Consider the following GWT code:
public class MyEntryPoint implements EntryPoint {
private static native int jsniMethod() /*-{
return 1;
}-*/;
public void onModuleLoad() {
jsniMethod();
}
}Executing this code in the hosted mode browser requires the following steps:
- JavaScript: the browser plugin sends a LoadModuleMessage with the module name.
- Java: the hosted mode server receives the LoadModuleMessage, loads the module and invokes the onModuleLoad in the corresponding EntryPoints. In this case MyEntryPoint::onModuleLoad is called. When onModuleLoad invokes jsniMethod an InvokeMessage is sent.
- JavaScript: This is the key part of the example. The JavaScript engine is currently awaiting a return from the LoadModuleMessage it sent, but it must be in a position to invoke the call to MyEntryPoint::jsniMethod on the same thread. This is accomplished by having the thread enter a read-and-dispatch routine following every remote invocation. In this case, the thread receives the InvokeMessage, invokes jsniMethod and sends a ReturnMessage containing the value 1.
- Java: The read-and-dispatch routine receives the ReturnMessage and knows to return from the call to jsniMethod. Having fully executed the onModuleLoad method it sends a ReturnMessage and falls back into a top level read-and-dispatch loop. (Since all calls originate from the browser's UI event dispatch, only the hosted mode server needs to remain in a read-and-dispatch routine during idle time. The browser simply returns control by exiting the JavaScript function that was originally called.)
To further illustrate this functionality, the following is a simplified state diagram shows how the messaging scheme simulates method invocation over an asynchronous messaging channel.
The wire format for the communications protocol is a simple binary format. A need may arise for something more elaborate at a later date, but we have elected for the simplest possible scheme that works for now. The details of each message's binary format is given below along with formats for primitive data types.
Messages
NOTE: This is likely not a complete list of the messages that exist in the system.
LoadModuleMessage: requests that the hosted mode server load and begin executing a module.
| type (byte) | version (int) | module name (string) | user agent (string) |
InvokeMessage: used to do method invocation on Java and JavaScript objects.
| type (byte) | method (string) | this (Value) | number of args (int) | args (Value[]) |
EvaluateMessage: used to evaluate JavaScript code in the browser.
| type (byte) | this (Value) | js code (string) |
QuitMessage: used to cooperatively shutdown the browser channel.

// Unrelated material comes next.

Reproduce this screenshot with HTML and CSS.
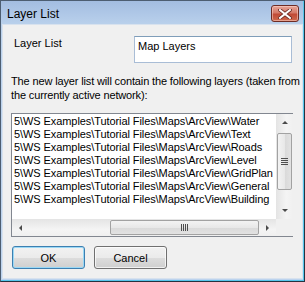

ReturnMessage: - used to send the return values associated with invoke and evaluate messages.
| type (byte) | return value (Value) |
ExceptionMessage: - used to throw exceptions associted with invoke and evaluate messages.
| type (byte) | exception reference (Value) |
* all strings are encoded as a length, n, followed by n bytes of data containing the string in utf8 encoding.
** the encoding of values is given below.
Values
null
boolean
| tag (byte) | value (8 bit signed) |
byte
| tag (byte) | value (8 bit signed) |
char
| tag (byte) | value (16 bit signed) |
float
| tag (byte) | value (32 bit IEEE 754 ) |
double
| tag (byte) | value (64 bit IEEE 754 ) |
string
| tag (byte) | length (32 bit signed) | data (utf8 data, variable length) |
java object (this is an instance that exists in the JVM process)
| tag (byte) | ref id (32 bit signed) |
javascript object (this is an instance that exists in the browser process)
| tag (byte) | ref id (32 bit signed) |
Browser Plugin
The browser plugin is responsible for handling and dispatch messages in the browser and also for interacting with the browser's JavaScript engine. Each plugin consists of two conceptual parts: browser-specific functionality for interacting with the JavaScript engine and a set of shared C++ classes that implement the communication channel and message serialization. We continue to make every effort to implement the plugins using common and standard APIs (like NPAPI/npruntime), but where that is insufficient we rely on proprietary (but public) plugin APIs. Below is a list of the supported browsers and the APIs we are using, or planning to use.
WebKit - WebKit (WBPL) Plugin (Sadly, npruntime has limitations we haven't been able to overcome in WebKit)
Mozilla - NPAPI/npruntime
IE6/7 - ActiveX control
Opera - Unsupported (NPAPI/npruntime when we confirm that they have finally implemented it fully)
Hosted GWT module space
The infrastructure in place in the current version of hosted mode has remained largely intact. At a very high level, this new model for hosted mode replaces the implementation of the JavaScriptHost interface (which provides an interface directly to the corresponding JavaScript environment) with the BrowserChannel construct that is described above. We are intentionally avoiding a massive restructuring of the hosted space infrastructure at this point.
Security Considerations
At this point, we present the security considerations without explicitly identifying solutions. We will update this again soon to propose solutions.
The biggest threat vector comes from the fact that the hosted mode functionality is a general purpose plugin that is instantiable in the browser you use daily by any site. A couple of other issues that come into play here are, (1) using the hosted server UI to validate a user's intent to debug is problematic since that would require the plugin to open a socket to a potentially private address (2) NPAPI and other page based plugins do not have a reliable way to interact with the browser chrome to present dialogs to the user.
Planned Milestones
- Feb. 22nd - Demo of WebKit plugin working against mock server and server working against mock plugin.
- Mar. 07th - Functioning version of OOPHM on WebKit using the current !GWTShell UI (in SWT).
- Mar. 21st - Add NPAPI plugin (for Mozilla and potentially Opera) and convert the hosted mode server over to the new swing UI.
- (contingent on scheduling IE integration help) - Add IE6/7 support and go feature complete.